Поэтому, когда Володя исчез с телеэкрана (я беру какие-то свои ощущения), исчезла и последняя надежда. Так что мне даже кажется… Да, романтизм, конечно. Он был романтиком. А как можно не быть романтиком, живя в нашей стране?
В. Шендерович
―
Нет, можно…
Л. Велихов
―
Нет, я имею в виду все-таки определенное сословие, определенную прослойку.
В. Шендерович
―
Понимаю.
Л. Велихов
―
Вот это, мне кажется, важнейшее, что он принес в журналистику, в тележурналистику, в профессию ведущего.
В. Шендерович
―
Я бы вспомнил, конечно, толстовскую энергию заблуждения (это очень точная формулировка — энергия заблуждения), которая, в общем, и движет.
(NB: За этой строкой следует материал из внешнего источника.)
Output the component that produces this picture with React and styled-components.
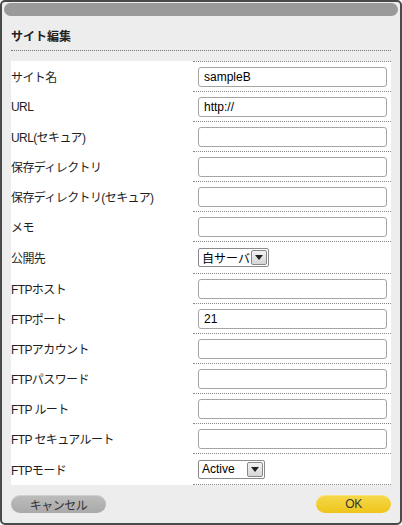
import React from 'react';
import styled, { createGlobalStyle } from 'styled-components';

const GlobalStyle = createGlobalStyle`
  html, body {
    margin: 0;
    padding: 0;
    background: #ffffff;
  }
  body {
    font-family: "Liberation Sans", "Noto Sans CJK JP", sans-serif;
    color: #222;
  }
`;

const Frame = styled.div`
  box-sizing: border-box;
  width: 402px;
  height: 525px;
  border: 2px solid #4a4a4a;
  border-radius: 5px;
  background: #ededed;
  padding: 1px 2px 0;
  display: flex;
  flex-direction: column;
`;

const TopBar = styled.div`
  height: 13px;
  border-radius: 7px;
  background: #9a9a9a;
`;

const Body = styled.div`
  padding: 0 7px;
  display: flex;
  flex-direction: column;
`;

const Title = styled.h2`
  margin: 0;
  height: 20px;
  padding-top: 14px;
  line-height: 14px;
  font-size: 12px;
  font-weight: bold;
  color: #222;
  border-bottom: 1px dotted #777;
`;

const Table = styled.div`
  margin-top: 10px;
  background: #fff;
  display: flex;
  flex-direction: column;
`;

const Row = styled.div`
  display: grid;
  grid-template-columns: 182px 198px;
  height: ${(p) => (p.$tall ? 32 : 30)}px;
`;

const Label = styled.div`
  display: flex;
  align-items: center;
  font-size: 12px;
  letter-spacing: -0.6px;
  color: #1e1e1e;
  padding-top: 1px;
`;

const Cell = styled.div`
  display: flex;
  align-items: center;
  padding-left: 5px;
  border-top: 1px dotted #888;
  border-bottom: ${(p) => (p.$last ? '1px dotted #888' : 'none')};
`;

const TextBox = styled.input`
  box-sizing: border-box;
  width: 189px;
  height: 20px;
  margin: 0;
  padding: 0 5px;
  border: 1px solid #a5a5a5;
  border-radius: 3px;
  background: #fff;
  font-family: "Liberation Sans", "Noto Sans CJK JP", sans-serif;
  font-size: 12px;
  color: #000;
  outline: none;
`;

const Select = styled.div`
  box-sizing: border-box;
  width: ${(p) => p.$width}px;
  height: 19px;
  border: 1px solid #8a8a8a;
  border-radius: 2px;
  background: #fff;
  display: flex;
  align-items: center;
`;

const SelectText = styled.span`
  flex: 1;
  padding-left: 3px;
  font-size: 12px;
  color: #000;
  white-space: nowrap;
`;

const Arrow = styled.span`
  box-sizing: border-box;
  width: 16px;
  height: 15px;
  margin-right: 1px;
  border: 1px solid #888;
  border-radius: 2px;
  background: linear-gradient(#f2f2f2, #d6d6d6);
  display: flex;
  align-items: center;
  justify-content: center;
`;

const Footer = styled.div`
  display: flex;
  justify-content: space-between;
  align-items: center;
  padding: 10px 7px 0;
`;

const PillButton = styled.button`
  box-sizing: border-box;
  width: ${(p) => p.$width}px;
  height: 18px;
  border: none;
  border-radius: 9px;
  padding: 0;
  font-family: "Liberation Sans", "Noto Sans CJK JP", sans-serif;
  font-size: 12px;
  letter-spacing: -0.5px;
  color: #333;
  background: ${(p) =>
    p.$primary
      ? 'linear-gradient(#f6d84a, #eec51c)'
      : 'linear-gradient(#bdbdbd, #a9a9a9)'};
  box-shadow: inset 0 1px 0 rgba(255, 255, 255, 0.3);
  cursor: pointer;
`;

const DownArrow = () => (
  <svg width="8" height="5" viewBox="0 0 8 5">
    <path d="M0 0 H8 L4 5 Z" fill="#222" />
  </svg>
);

const fields = [
  { label: 'サイト名', value: 'sampleB' },
  { label: 'URL', value: 'http://' },
  { label: 'URL(セキュア)', value: '' },
  { label: '保存ディレクトリ', value: '' },
  { label: '保存ディレクトリ(セキュア)', value: '' },
  { label: 'メモ', value: '' },
  { label: '公開先', select: '自サーバ', width: 71 },
  { label: 'FTPホスト', value: '' },
  { label: 'FTPポート', value: '21' },
  { label: 'FTPアカウント', value: '' },
  { label: 'FTPパスワード', value: '' },
  { label: 'FTP ルート', value: '' },
  { label: 'FTP セキュアルート', value: '' },
  { label: 'FTPモード', select: 'Active', width: 67 },
];

const App = () => {
  return (
    <>
      <GlobalStyle />
      <Frame>
        <TopBar />
        <Body>
          <Title>サイト編集</Title>
          <Table>
            {fields.map((f, i) => (
              <Row key={f.label} $tall={!!f.select}>
                <Label>{f.label}</Label>
                <Cell $last={i === fields.length - 1}>
                  {f.select ? (
                    <Select $width={f.width}>
                      <SelectText>{f.select}</SelectText>
                      <Arrow>
                        <DownArrow />
                      </Arrow>
                    </Select>
                  ) : (
                    <TextBox type="text" defaultValue={f.value} />
                  )}
                </Cell>
              </Row>
            ))}
          </Table>
        </Body>
        <Footer>
          <PillButton $width={95}>キャンセル</PillButton>
          <PillButton $width={75} $primary>OK</PillButton>
        </Footer>
      </Frame>
    </>
  );
};

export default App;
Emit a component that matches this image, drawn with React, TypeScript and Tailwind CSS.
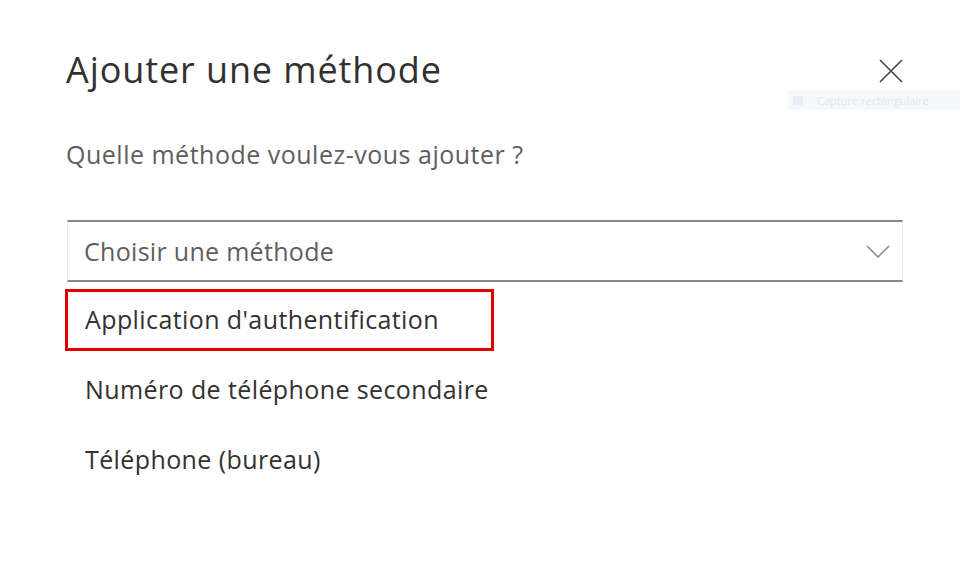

Целиться нас учили в детстве, в табаковской студии: надо целиться выше планки. Гравитация свое дело сделает, вниз оно само. Целиться надо выше планки. Чтобы перелететь, чтобы долететь до планки, надо целиться на метр выше, это обязательно.И у Володи это было, конечно. Мы уже говорили, он перфекционист. Он целился выше планки. Он должен был сделать лучшую программу, он должен был сделать идеальную программу, он должен был. И в нем это было и оставалось. Вот как он двор подметал, вот так вот, чтобы можно было в классики играть.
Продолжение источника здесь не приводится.